Goal
Repeat all of the material below exactly as written, images excluded.

Data shown
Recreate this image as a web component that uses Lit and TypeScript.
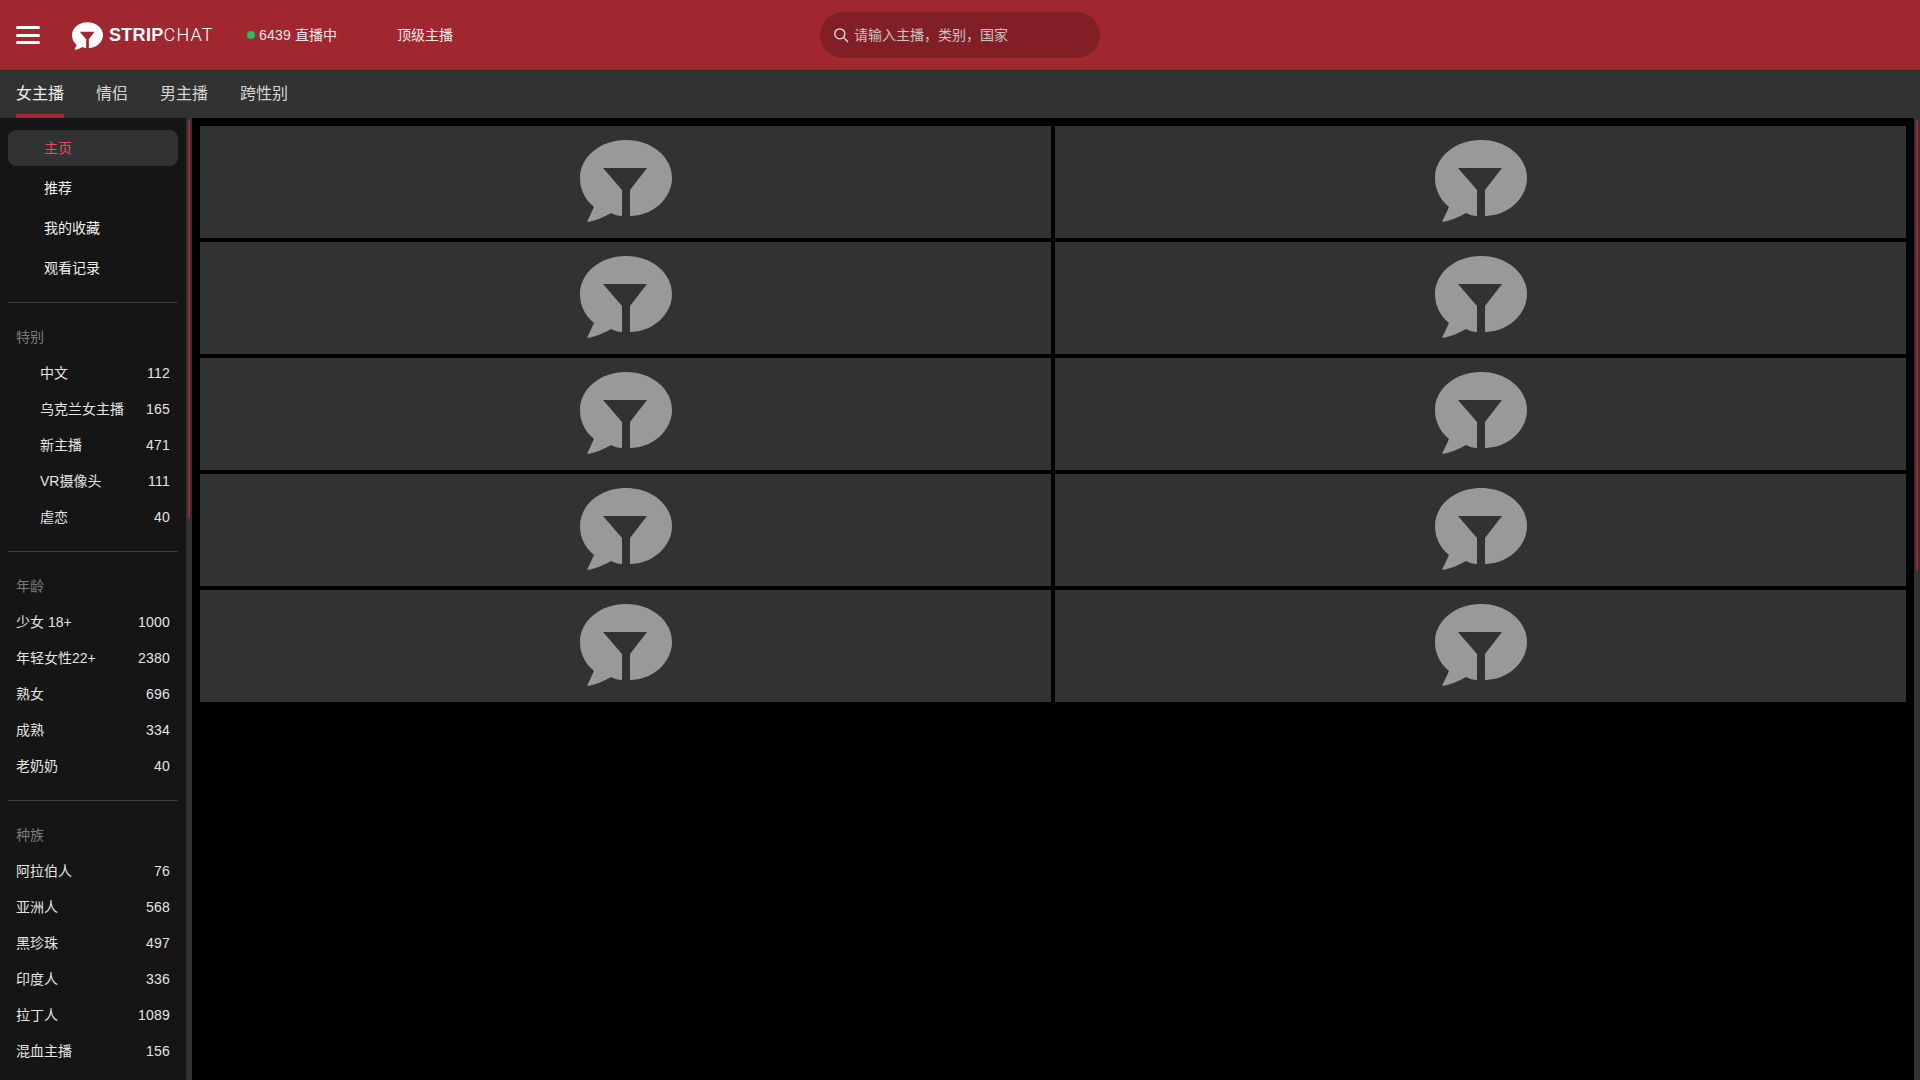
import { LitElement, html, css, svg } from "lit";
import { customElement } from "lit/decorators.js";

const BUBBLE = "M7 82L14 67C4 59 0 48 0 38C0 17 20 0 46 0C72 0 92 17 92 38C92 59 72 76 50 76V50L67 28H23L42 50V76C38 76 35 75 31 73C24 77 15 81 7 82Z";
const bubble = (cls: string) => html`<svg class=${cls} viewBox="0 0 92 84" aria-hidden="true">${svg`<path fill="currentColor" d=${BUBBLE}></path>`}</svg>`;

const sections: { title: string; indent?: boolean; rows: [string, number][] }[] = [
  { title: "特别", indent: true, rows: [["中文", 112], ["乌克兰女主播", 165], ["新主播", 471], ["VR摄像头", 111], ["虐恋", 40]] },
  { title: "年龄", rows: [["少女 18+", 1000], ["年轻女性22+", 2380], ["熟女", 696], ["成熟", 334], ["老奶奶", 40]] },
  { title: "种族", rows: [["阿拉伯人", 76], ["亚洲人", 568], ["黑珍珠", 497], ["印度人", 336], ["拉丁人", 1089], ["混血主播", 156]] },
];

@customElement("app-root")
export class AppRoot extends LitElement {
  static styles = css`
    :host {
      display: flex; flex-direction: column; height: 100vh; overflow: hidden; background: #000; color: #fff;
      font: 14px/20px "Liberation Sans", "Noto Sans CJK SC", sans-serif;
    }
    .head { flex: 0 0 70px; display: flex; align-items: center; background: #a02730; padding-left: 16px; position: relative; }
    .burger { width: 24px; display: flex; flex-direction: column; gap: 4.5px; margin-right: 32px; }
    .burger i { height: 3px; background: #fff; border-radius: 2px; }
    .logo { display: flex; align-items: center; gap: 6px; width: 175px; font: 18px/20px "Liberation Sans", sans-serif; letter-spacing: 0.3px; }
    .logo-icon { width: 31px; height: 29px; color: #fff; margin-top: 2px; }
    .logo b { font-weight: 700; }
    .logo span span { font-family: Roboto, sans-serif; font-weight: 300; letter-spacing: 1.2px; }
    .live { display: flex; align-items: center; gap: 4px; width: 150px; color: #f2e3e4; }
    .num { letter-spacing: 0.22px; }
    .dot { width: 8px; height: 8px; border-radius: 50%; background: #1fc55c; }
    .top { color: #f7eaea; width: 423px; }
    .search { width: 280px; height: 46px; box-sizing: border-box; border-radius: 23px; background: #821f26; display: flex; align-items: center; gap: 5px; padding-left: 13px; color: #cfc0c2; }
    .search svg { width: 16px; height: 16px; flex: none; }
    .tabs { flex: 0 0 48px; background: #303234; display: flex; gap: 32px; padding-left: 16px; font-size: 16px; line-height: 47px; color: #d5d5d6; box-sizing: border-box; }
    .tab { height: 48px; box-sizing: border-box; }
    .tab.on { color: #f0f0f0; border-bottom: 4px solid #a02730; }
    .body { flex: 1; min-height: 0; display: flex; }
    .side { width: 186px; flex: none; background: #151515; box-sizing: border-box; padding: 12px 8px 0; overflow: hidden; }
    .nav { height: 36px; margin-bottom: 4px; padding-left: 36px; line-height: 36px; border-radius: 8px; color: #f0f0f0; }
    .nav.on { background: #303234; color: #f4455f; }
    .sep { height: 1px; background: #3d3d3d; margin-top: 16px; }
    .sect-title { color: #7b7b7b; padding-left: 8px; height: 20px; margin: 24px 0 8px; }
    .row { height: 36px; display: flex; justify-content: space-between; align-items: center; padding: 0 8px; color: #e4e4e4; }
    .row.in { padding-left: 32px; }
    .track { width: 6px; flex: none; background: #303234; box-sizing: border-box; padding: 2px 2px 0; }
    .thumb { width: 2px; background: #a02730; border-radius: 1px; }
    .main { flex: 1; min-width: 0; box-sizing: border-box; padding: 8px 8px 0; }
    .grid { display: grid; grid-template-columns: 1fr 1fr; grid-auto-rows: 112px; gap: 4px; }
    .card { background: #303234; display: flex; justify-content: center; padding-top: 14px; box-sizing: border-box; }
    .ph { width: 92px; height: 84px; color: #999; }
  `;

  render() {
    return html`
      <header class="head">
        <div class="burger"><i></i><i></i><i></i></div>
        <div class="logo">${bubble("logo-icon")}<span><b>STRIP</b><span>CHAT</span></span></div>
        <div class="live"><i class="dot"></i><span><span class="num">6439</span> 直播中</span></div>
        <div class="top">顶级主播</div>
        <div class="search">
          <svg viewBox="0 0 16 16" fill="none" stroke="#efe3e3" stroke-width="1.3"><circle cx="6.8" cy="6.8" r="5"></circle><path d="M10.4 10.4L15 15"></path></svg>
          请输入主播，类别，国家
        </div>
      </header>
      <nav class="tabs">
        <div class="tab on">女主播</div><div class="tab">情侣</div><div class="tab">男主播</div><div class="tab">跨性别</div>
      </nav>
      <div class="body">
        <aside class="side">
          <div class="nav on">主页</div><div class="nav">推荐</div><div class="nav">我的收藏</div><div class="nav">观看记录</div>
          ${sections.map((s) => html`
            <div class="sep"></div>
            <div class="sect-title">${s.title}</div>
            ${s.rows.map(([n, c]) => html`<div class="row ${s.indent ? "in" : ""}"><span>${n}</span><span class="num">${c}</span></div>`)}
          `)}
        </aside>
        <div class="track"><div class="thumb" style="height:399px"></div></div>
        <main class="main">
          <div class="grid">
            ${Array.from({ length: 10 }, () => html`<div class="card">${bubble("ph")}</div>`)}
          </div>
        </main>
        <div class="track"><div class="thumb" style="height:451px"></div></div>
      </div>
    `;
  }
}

Correct response
Recreate this image as a web component that uses Lit and TypeScript.
import { LitElement, html, css, svg } from "lit";
import { customElement } from "lit/decorators.js";

const BUBBLE = "M7 82L14 67C4 59 0 48 0 38C0 17 20 0 46 0C72 0 92 17 92 38C92 59 72 76 50 76V50L67 28H23L42 50V76C38 76 35 75 31 73C24 77 15 81 7 82Z";
const bubble = (cls: string) => html`<svg class=${cls} viewBox="0 0 92 84" aria-hidden="true">${svg`<path fill="currentColor" d=${BUBBLE}></path>`}</svg>`;

const sections: { title: string; indent?: boolean; rows: [string, number][] }[] = [
  { title: "特别", indent: true, rows: [["中文", 112], ["乌克兰女主播", 165], ["新主播", 471], ["VR摄像头", 111], ["虐恋", 40]] },
  { title: "年龄", rows: [["少女 18+", 1000], ["年轻女性22+", 2380], ["熟女", 696], ["成熟", 334], ["老奶奶", 40]] },
  { title: "种族", rows: [["阿拉伯人", 76], ["亚洲人", 568], ["黑珍珠", 497], ["印度人", 336], ["拉丁人", 1089], ["混血主播", 156]] },
];

@customElement("app-root")
export class AppRoot extends LitElement {
  static styles = css`
    :host {
      display: flex; flex-direction: column; height: 100vh; overflow: hidden; background: #000; color: #fff;
      font: 14px/20px "Liberation Sans", "Noto Sans CJK SC", sans-serif;
    }
    .head { flex: 0 0 70px; display: flex; align-items: center; background: #a02730; padding-left: 16px; position: relative; }
    .burger { width: 24px; display: flex; flex-direction: column; gap: 4.5px; margin-right: 32px; }
    .burger i { height: 3px; background: #fff; border-radius: 2px; }
    .logo { display: flex; align-items: center; gap: 6px; width: 175px; font: 18px/20px "Liberation Sans", sans-serif; letter-spacing: 0.3px; }
    .logo-icon { width: 31px; height: 29px; color: #fff; margin-top: 2px; }
    .logo b { font-weight: 700; }
    .logo span span { font-family: Roboto, sans-serif; font-weight: 300; letter-spacing: 1.2px; }
    .live { display: flex; align-items: center; gap: 4px; width: 150px; color: #f2e3e4; }
    .num { letter-spacing: 0.22px; }
    .dot { width: 8px; height: 8px; border-radius: 50%; background: #1fc55c; }
    .top { color: #f7eaea; width: 423px; }
    .search { width: 280px; height: 46px; box-sizing: border-box; border-radius: 23px; background: #821f26; display: flex; align-items: center; gap: 5px; padding-left: 13px; color: #cfc0c2; }
    .search svg { width: 16px; height: 16px; flex: none; }
    .tabs { flex: 0 0 48px; background: #303234; display: flex; gap: 32px; padding-left: 16px; font-size: 16px; line-height: 47px; color: #d5d5d6; box-sizing: border-box; }
    .tab { height: 48px; box-sizing: border-box; }
    .tab.on { color: #f0f0f0; border-bottom: 4px solid #a02730; }
    .body { flex: 1; min-height: 0; display: flex; }
    .side { width: 186px; flex: none; background: #151515; box-sizing: border-box; padding: 12px 8px 0; overflow: hidden; }
    .nav { height: 36px; margin-bottom: 4px; padding-left: 36px; line-height: 36px; border-radius: 8px; color: #f0f0f0; }
    .nav.on { background: #303234; color: #f4455f; }
    .sep { height: 1px; background: #3d3d3d; margin-top: 16px; }
    .sect-title { color: #7b7b7b; padding-left: 8px; height: 20px; margin: 24px 0 8px; }
    .row { height: 36px; display: flex; justify-content: space-between; align-items: center; padding: 0 8px; color: #e4e4e4; }
    .row.in { padding-left: 32px; }
    .track { width: 6px; flex: none; background: #303234; box-sizing: border-box; padding: 2px 2px 0; }
    .thumb { width: 2px; background: #a02730; border-radius: 1px; }
    .main { flex: 1; min-width: 0; box-sizing: border-box; padding: 8px 8px 0; }
    .grid { display: grid; grid-template-columns: 1fr 1fr; grid-auto-rows: 112px; gap: 4px; }
    .card { background: #303234; display: flex; justify-content: center; padding-top: 14px; box-sizing: border-box; }
    .ph { width: 92px; height: 84px; color: #999; }
  `;

  render() {
    return html`
      <header class="head">
        <div class="burger"><i></i><i></i><i></i></div>
        <div class="logo">${bubble("logo-icon")}<span><b>STRIP</b><span>CHAT</span></span></div>
        <div class="live"><i class="dot"></i><span><span class="num">6439</span> 直播中</span></div>
        <div class="top">顶级主播</div>
        <div class="search">
          <svg viewBox="0 0 16 16" fill="none" stroke="#efe3e3" stroke-width="1.3"><circle cx="6.8" cy="6.8" r="5"></circle><path d="M10.4 10.4L15 15"></path></svg>
          请输入主播，类别，国家
        </div>
      </header>
      <nav class="tabs">
        <div class="tab on">女主播</div><div class="tab">情侣</div><div class="tab">男主播</div><div class="tab">跨性别</div>
      </nav>
      <div class="body">
        <aside class="side">
          <div class="nav on">主页</div><div class="nav">推荐</div><div class="nav">我的收藏</div><div class="nav">观看记录</div>
          ${sections.map((s) => html`
            <div class="sep"></div>
            <div class="sect-title">${s.title}</div>
            ${s.rows.map(([n, c]) => html`<div class="row ${s.indent ? "in" : ""}"><span>${n}</span><span class="num">${c}</span></div>`)}
          `)}
        </aside>
        <div class="track"><div class="thumb" style="height:399px"></div></div>
        <main class="main">
          <div class="grid">
            ${Array.from({ length: 10 }, () => html`<div class="card">${bubble("ph")}</div>`)}
          </div>
        </main>
        <div class="track"><div class="thumb" style="height:451px"></div></div>
      </div>
    `;
  }
}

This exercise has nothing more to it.